Printed letters, Feb. 23, 2011
Republicans don’t worry about rights of most folks
The message from Republicans declares that responsible people have no constitutional rights regarding health care.
Last November, Phillip Amonette reportedly shot a deputy in Rifle. Deputies shot back. Amonette survived after intensive care and about a month in St. Mary’s Hospital. Garfield County Sheriff Lou Vallario complained about the health care expenses provided by taxpayers after Amonette returned to jail, but said the St. Mary’s bill was Amonette’s responsibility.
Yes, but, to speculate about a man living in a garage — especially one who’s possibly going to prison — it’s easily imaginable the responsibility will shift to people who have health insurance.
One could also speculate a month in the hospital would cost around $100,000. Add to that collection agencies, judgments, lawyers, garnishments and still no payoff, the losses will become higher doctor and hospital charges and the insured’s premiums will go up.
I wouldn’t deny anyone needed health care. I doubt Amonette ever once thought he’d be in such a situation. And he may have either money or insurance to pay for it. I simply don’t get why Republicans contend “irresponsible people” are more deserving of their constitutional right to refuse to purchase insurance while I must be constitutionally forced to be charitable and pay their bills for them.
It’s a simple fact that everyone in this country receives health care, regardless of ability to pay, but only some of us pay for it. Is that constitutional?
Republicans don’t mind that doctors and hospitals lose money, that patients need to ask for community help to pay health care bills, and people in general can’t afford the high insurance costs. They do like keeping insurance CEOs well supplied with more money than any doctor or hospital makes. They like taking care of only the rights of people like Amonette.

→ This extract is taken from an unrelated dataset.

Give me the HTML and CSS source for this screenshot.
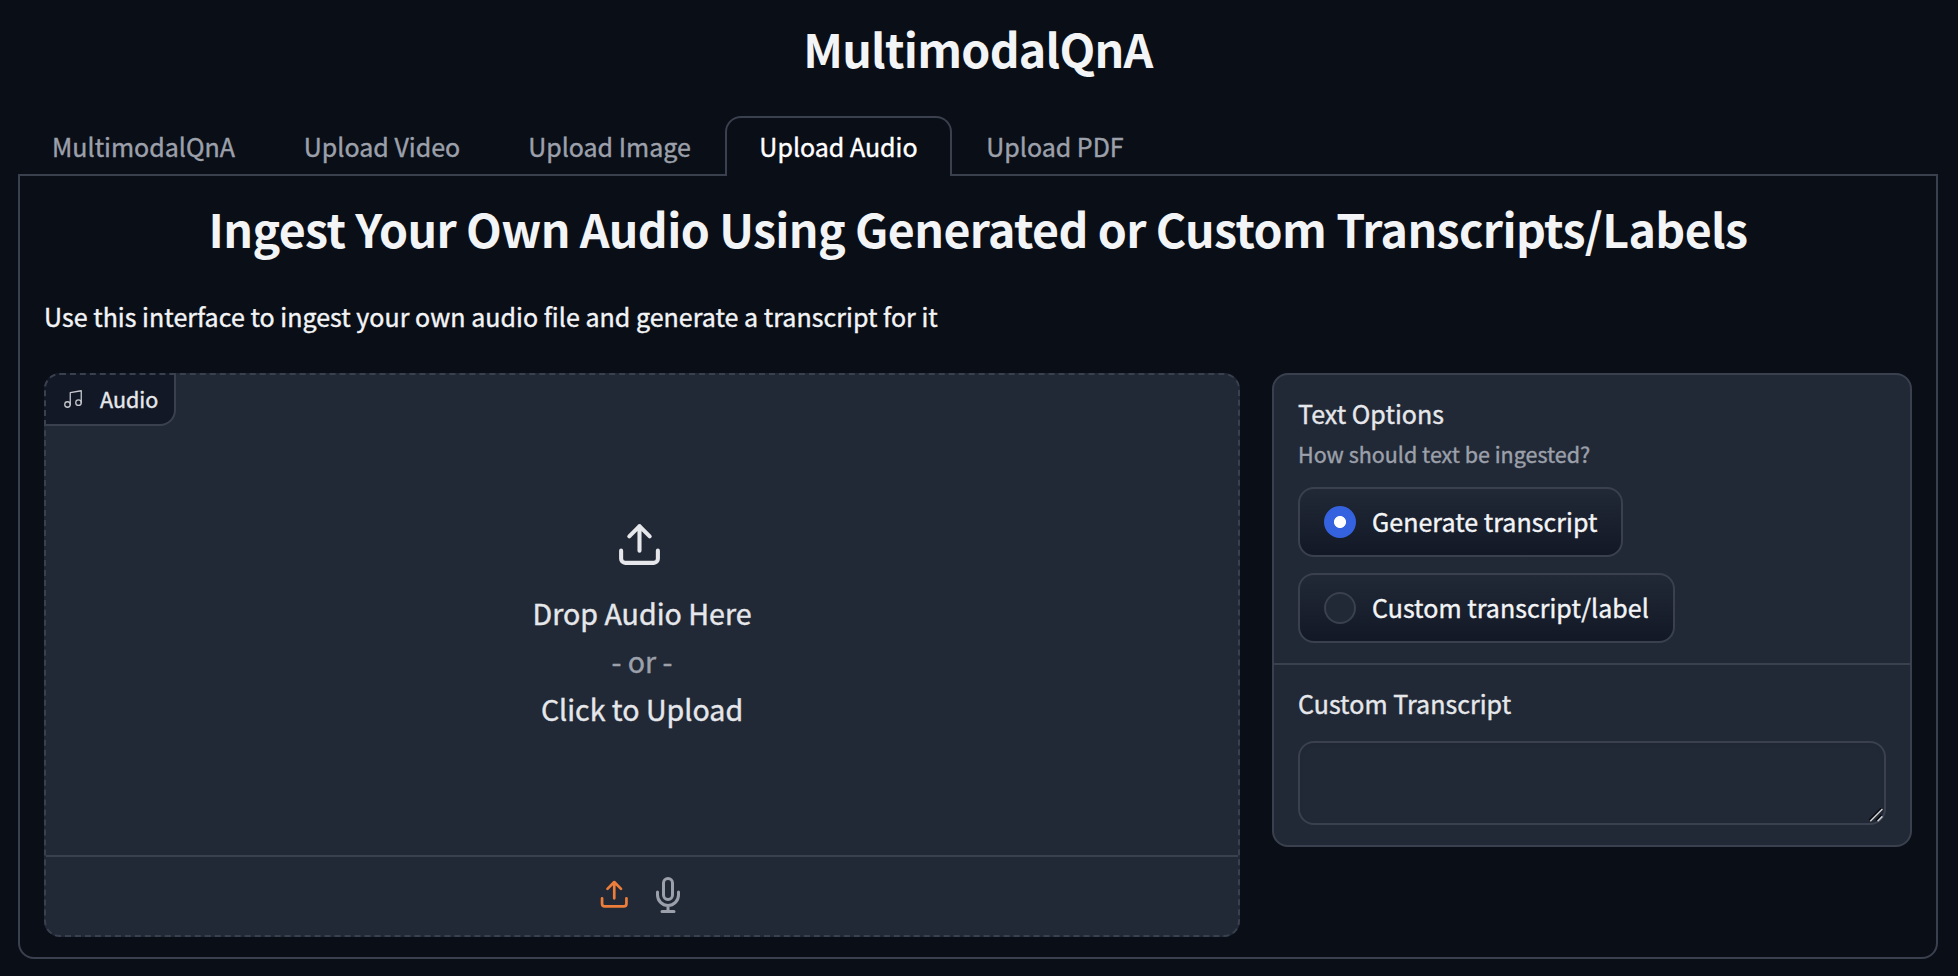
FILE: index.html
```html
<!DOCTYPE html>
<html lang="en">
<head>
<meta charset="utf-8">
<title>MultimodalQnA</title>
<link rel="stylesheet" href="styles.css">
</head>
<body>
<main class="app">
  <h1 class="title"><span class="app-name">MultimodalQnA</span></h1>
  <nav class="tabs">
    <button class="tab tab-qna">MultimodalQnA</button>
    <button class="tab tab-video">Upload Video</button>
    <button class="tab tab-image">Upload Image</button>
    <button class="tab tab-audio active">Upload Audio</button>
    <button class="tab tab-pdf">Upload PDF</button>
  </nav>
  <section class="panel">
    <h2 class="title"><span class="heading">Ingest Your Own Audio Using Generated or Custom Transcripts/Labels</span></h2>
    <p class="intro">Use this interface to ingest your own audio file and generate a transcript for it</p>
    <div class="row">
      <div class="audio">
        <div class="audio-label">
          <svg class="music" viewBox="0 0 24 24"><path d="M9 18V5l12-2v13"/><circle cx="6" cy="18" r="3"/><circle cx="18" cy="16" r="3"/></svg>
          <span>Audio</span>
        </div>
        <div class="drop">
          <svg class="upload" viewBox="0 0 24 24"><path d="M21 15v4a2 2 0 0 1-2 2H5a2 2 0 0 1-2-2v-4M17 8l-5-5-5 5M12 3v12"/></svg>
          <span class="drop-main">Drop Audio Here</span>
          <span class="drop-or">- or -</span>
          <span class="drop-click">Click to Upload</span>
        </div>
        <div class="sources">
          <svg class="source-upload" viewBox="0 0 24 24"><path d="M21 15v4a2 2 0 0 1-2 2H5a2 2 0 0 1-2-2v-4M17 8l-5-5-5 5M12 3v12"/></svg>
          <svg class="source-mic" viewBox="0 0 24 24"><path d="M12 1a3 3 0 0 0-3 3v8a3 3 0 0 0 6 0V4a3 3 0 0 0-3-3zM19 10v2a7 7 0 0 1-14 0v-2M12 19v4M8 23h8"/></svg>
        </div>
      </div>
      <div class="form">
        <div class="options">
          <div class="label">Text Options</div>
          <div class="info">How should text be ingested?</div>
          <div class="choices">
            <label class="choice choice-generate"><span class="radio checked"></span><span>Generate transcript</span></label>
            <label class="choice choice-custom"><span class="radio"></span><span>Custom transcript/label</span></label>
          </div>
        </div>
        <div class="custom">
          <div class="label">Custom Transcript</div>
          <div class="field">
            <textarea class="input"></textarea>
            <svg class="grip" viewBox="0 0 14 14"><path class="grip-dark" d="M0 12.5L12.5 0M7 12.5L12.5 7"/><path class="grip-light" d="M1.2 13.2L13.4 1M8.6 13.2l4.8-4.8"/></svg>
          </div>
        </div>
      </div>
    </div>
  </section>
</main>
</body>
</html>
```
FILE: styles.css
```css
* { box-sizing: border-box; }

body {
  margin: 0;
  background: #0a0e17;
  color: #f3f4f6;
  font-family: "Noto Sans CJK JP", "Noto Sans", sans-serif;
  font-size: 25px;
  -webkit-text-stroke: 0.4px currentColor;
}

svg {
  display: block;
  flex: none;
  fill: none;
  stroke: currentColor;
  stroke-width: 2;
  stroke-linecap: round;
  stroke-linejoin: round;
}

.app { padding: 18px 20px 0 18px; height: 976px; overflow: hidden; }

.title {
  margin: 0;
  font-size: 46.5px;
  font-weight: 700;
  line-height: 60px;
  letter-spacing: -0.62px;
  text-align: center;
  white-space: nowrap;
  -webkit-text-stroke: 0;
}
.app-name { letter-spacing: -0.75px; }

.tabs { display: flex; margin-top: 38px; }

.tab {
  height: 60px;
  padding: 0 1px 2px 0;
  border: 2px solid transparent;
  border-bottom: 0;
  border-radius: 16px 16px 0 0;
  background: none;
  color: #9ca0ab;
  font: inherit;
  line-height: 56px;
  white-space: nowrap;
}
.tab-qna { width: 252px; }
.tab-video { width: 225px; }
.tab-image { width: 230px; }
.tab-audio { width: 227px; }
.tab-pdf { width: 207px; }
.tab.active {
  position: relative;
  padding-right: 0;
  border-color: #3a404e;
  background: #0a0e17;
  color: #fff;
}

.panel {
  height: 785px;
  margin-top: -2px;
  padding: 22px 24px 0;
  border: 2px solid #3a404e;
  border-radius: 0 0 16px 16px;
}

.intro { margin: 38px 0 37px; line-height: 40px; letter-spacing: 0.03px; white-space: nowrap; }

.row { display: flex; align-items: flex-start; gap: 32px; }

.audio {
  position: relative;
  display: flex;
  flex-direction: column;
  width: 1196px;
  height: 564px;
  border: 2px dashed #3a404e;
  border-radius: 16px;
  background: #222936;
  color: #e6e7eb;
}

.audio-label {
  position: absolute;
  top: -2px;
  left: -2px;
  display: flex;
  align-items: center;
  gap: 16.5px;
  width: 132px;
  height: 53px;
  padding: 0 0 1px 15.5px;
  border: 2px solid #3a404e;
  border-top-style: dashed;
  border-left-style: dashed;
  border-radius: 16px 0 16px 0;
  background: #121825;
  font-size: 21.5px;
  line-height: 46px;
}
.music { width: 22px; height: 22px; color: #c6c8cd; stroke-width: 1.4; }

.drop {
  display: flex;
  flex: 1;
  flex-direction: column;
  align-items: center;
  padding-top: 145px;
  font-size: 28.6px;
  line-height: 48px;
}
.upload { width: 49px; height: 49px; margin: 0 6px 20px 0; }
.drop-or { color: #9ca0ab; }

.sources {
  display: flex;
  align-items: center;
  justify-content: center;
  gap: 20px;
  height: 80px;
  padding-bottom: 3px;
  border-top: 2px solid #3a404e;
}
.source-upload { width: 32.5px; height: 32.5px; margin-bottom: 1px; color: #ed7d3b; }
.source-mic { width: 36px; height: 36px; color: #9ca0ab; }

.form {
  width: 640px;
  height: 474px;
  border: 2px solid #3a404e;
  border-radius: 16px;
  background: #222936;
}
.options { height: 290px; padding: 18px 24px 0; border-bottom: 2px solid #3a404e; }
.label { color: #e6e7eb; line-height: 40px; letter-spacing: 0.04px; }
.info { margin-top: 5px; color: #9ca0ab; font-size: 21.5px; line-height: 32px; }
.choices { display: flex; flex-direction: column; gap: 16px; margin-top: 17px; }

.choice {
  display: flex;
  align-items: flex-start;
  gap: 16px;
  height: 70px;
  padding-left: 24px;
  border: 2px solid #3a404e;
  border-radius: 16px;
  background: linear-gradient(#222936, #121825);
  line-height: 64px;
  letter-spacing: 0.04px;
  white-space: nowrap;
}
.choice-generate { width: 325px; }
.choice-custom { width: 377px; }

.radio {
  flex: none;
  width: 32px;
  height: 32px;
  margin-top: 17px;
  border: 2px solid #3a404e;
  border-radius: 50%;
  background: #222936;
}
.radio.checked {
  border-color: #3562de;
  background: radial-gradient(circle, #fff 5.6px, #3562de 6.4px);
}

.custom { padding: 18px 24px 0; }
.field { position: relative; margin-top: 18px; }
.input {
  display: block;
  width: 588px;
  height: 84px;
  border: 2px solid #3a404e;
  border-radius: 16px;
  background: #222936;
  box-shadow: inset 0 2px 4px rgba(0, 0, 0, 0.06);
  resize: none;
}
.grip { position: absolute; right: 3px; bottom: 3px; width: 14px; height: 14px; stroke-linecap: butt; }
.grip-dark { stroke: #05070b; stroke-width: 1.6; }
.grip-light { stroke: #c9cacc; stroke-width: 1.6; }
```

Gessler on right track with business funds
The Daily Sentinel’s recent editorial stated that Secretary of State Scott Gessler is “obstinate” because he refuses to give “surplus funds” to the state’s general fund and his agency should make “financial sacrifices.”
Of course, it’s not really his agency’s money that is being sacrificed. It’s money coerced from the business community that is then redirected to the general fund, saving politicians the messy inconvenience of actually proposing a tax increase.
Instead, businesses are being charged ever-increasing fees, supposedly to cover the cost of regulating them, but in reality to provide an end run around TABOR’s provision that tax increases must be approved by a vote of the people.
My own small business paid $13,661.73 in 2010 to the state department that regulates my industry, at a rate of $125 per hour. That money is then quietly moved to the general fund to provide for the oft-mentioned roads, schools and prisons, the only things on which a politician will ever admit taxes are spent.
This is nothing less than double taxation. I pay taxes as an individual, and my business is taxed again with regulatory fees, which are used for the exact same things my taxes are used for.
You call a tax a fee, you can have the business community pay it instead of the taxpayer, but the business passes the cost along to the consumer. Pious politicians claim they haven’t raised taxes while a bloated government continues to feed at the trough, and the public gets even poorer and more angry. But it’s a nifty way around TABOR, isn’t it?
Volunteers should be used to staff recreation center
Why is the city of Fruita even considering hiring additional employees for the recreation center? There is a large pool of potential volunteers at the senior center, which happens to share the same building.
This could be handled by the existing staff without further public funding. This could (someday) lead to a center that needs little or no public money to operate and quite possibly expand.